Texas also doesn’t have a capacity market, and so it does not offer any special payments to electricity providers or demand response participants at times of peak demand. ERCOT, Texas’ regional grid operator, does offer demand response through its Emergency Response Service, but the program requirements make it a last-resort option mostly limited to commercial and industrial customers, according to a Brattle Group report.
ERCOT is currently considering changes to its ancillary services market that would increase compensation to faster-responding resources, such as demand response and batteries. Retailers are also leveraging wide penetration of AMI to offer demand response products to residential customers. But while the market is progressing, demand response providers shouldn’t expect any special treatment from the PUC, according to Commissioner Nelson.
“Our ultimate goal is to put in place a market, which started with nodal, where any customers -- industrial customers or retailers on behalf of residential customers -- can bid into the market,” she said.
“It is my belief that if we made a decision not to move forward with a capacity market, we shouldn’t put in place a bunch of small products that are capacity payments beyond what we already have to entice further DR,” she added. “DR in Texas needs to learn to play in the same field as generation does, and that is where they bid in to the market.”
Also in the name of preserving competition, Nelson said Texas is likely to push back against the Obama administration’s Clean Power Plan.
“You can expect to see Texas fighting it,” she said. “It would fundamentally change the way the competitive market in ERCOT works.”
Minnesota couldn’t be more different than Texas. Minnesota’s utilities are all fully integrated, there is very little AMI infrastructure, the state has a net metering program and is seeing steadily increasing amounts of distributed solar.
To cope with increasing amounts of customer-generated solar power on the grid, Minnesota recently became the first state to approve a “value-of-solar” tariff. Utilities could use this tariff to compensate solar customers instead of net metering at the applicable retail rate.
“The value-of-solar tariff is really the way of the future,” said Nancy Lange, Minnesota PUC commissioner.
But she admitted that utilities don’t like that the tariff factors in avoided environmental costs from solar energy. So far, no utility has chosen to use the value of solar tariff as a compensation method. Lange said she hasn’t spoken enough to utilities to find out exactly why.
“I haven’t given up on it as a tool,” she said. “Pricing things at the applicable retail rate is really a proxy for what something is worth. If you can take something apart and say this thing is worth this much in avoided generation, or avoided environmental [damage], or it costs this much to connect it and back up -- that...is going to start replacing the proxy values we’re using right now.”
Lange said she is eager to get more insight on all new technologies coming onto the distribution grid, not just solar. As a result, she said she plans to open a grid modernization proceeding at the PUC in order to address disruption in a more proactive way.

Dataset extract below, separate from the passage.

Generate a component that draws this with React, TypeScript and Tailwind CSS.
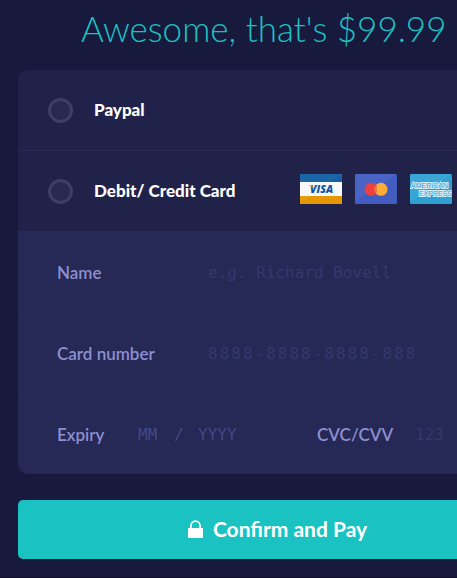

DERs have the ability to help customers manage their load and reduce their electricity bills. But if DERs don’t add value in this way, then there’s no reason to deploy them, she said.
“We need to understand the current system better and what it needs to maximize customer and system value,” said Lange. “Just because something is distributed doesn’t necessarily make it inherently good.”
In Arizona, the second-largest solar market in the U.S. after California, there is a heated debate playing out over the true value of solar that is far from being resolved. Rather than offer an alternative to the state’s net metering policy, the Arizona Corporation Commission (ACC) is considering changes to net metering on a utility-by-utility basis.
Earlier this year, Salt River Project -- a utility that is not regulated by the ACC -- passed policy changes that amount to a fee of roughly $50 per month on new solar customers in SRP territory. “The feedback we have is that that’s basically stopped...rooftop solar [installations] in the Salt River Project area,” said ACC Commissioner Bob Burns.
The SRP decision prompted other utilities and co-ops regulated by the ACC to propose changes to their net metering policies, he said. The ACC is currently reviewing plans from the three main investor-owned utilities -- Arizona Public Service, Tucson Electric Power and UniSource Energy Services -- all of which are seeking to increase monthly fees on rooftop solar customers.
To allow for more proactive planning going forward, Burns said he’s pushing to change Arizona’s integrated resource planning process. Arizona’s regulated utilities currently determine their own future energy needs, and then bring proposals for meeting that need to the ACC.
“My suggestion is we need to have an independent evaluate the need -- we could do that through an RFP process possibly,” he said. “Then, once the need is determined, we need to go through an RFP process to figure out how to fulfill that need, putting the Commission in a leading position instead of following.”
Bonus: New York
Many regulators in the U.S. are looking to New York’s Reforming the Energy Vision proceeding for possible ways to cope with the changes in the electricity system.
“A key part of what we want to do is create robust competitive markets around customers, because it is around that competition that innovation will come to the market,” said Richard Kauffman, chairman of energy and finance for New York state.
As part of this process, utilities will have to transform into distributed service platform providers responsible for managing assets at the grid edge. Third-parties will also have to change, and learn to think about the system as a whole, he said.
Regulators will have to change, too. Policymakers are more comfortable being at the center of decision-making, rather than working in an open market, said Kauffman.
Policymakers also like issuing grants because they can show ratepayers where each dollar went, he continued. It’s much harder for them to justify using ratepayer funds to be “an enabler of the market," he said. Playing that role "isn't going to get a photo op for the local official."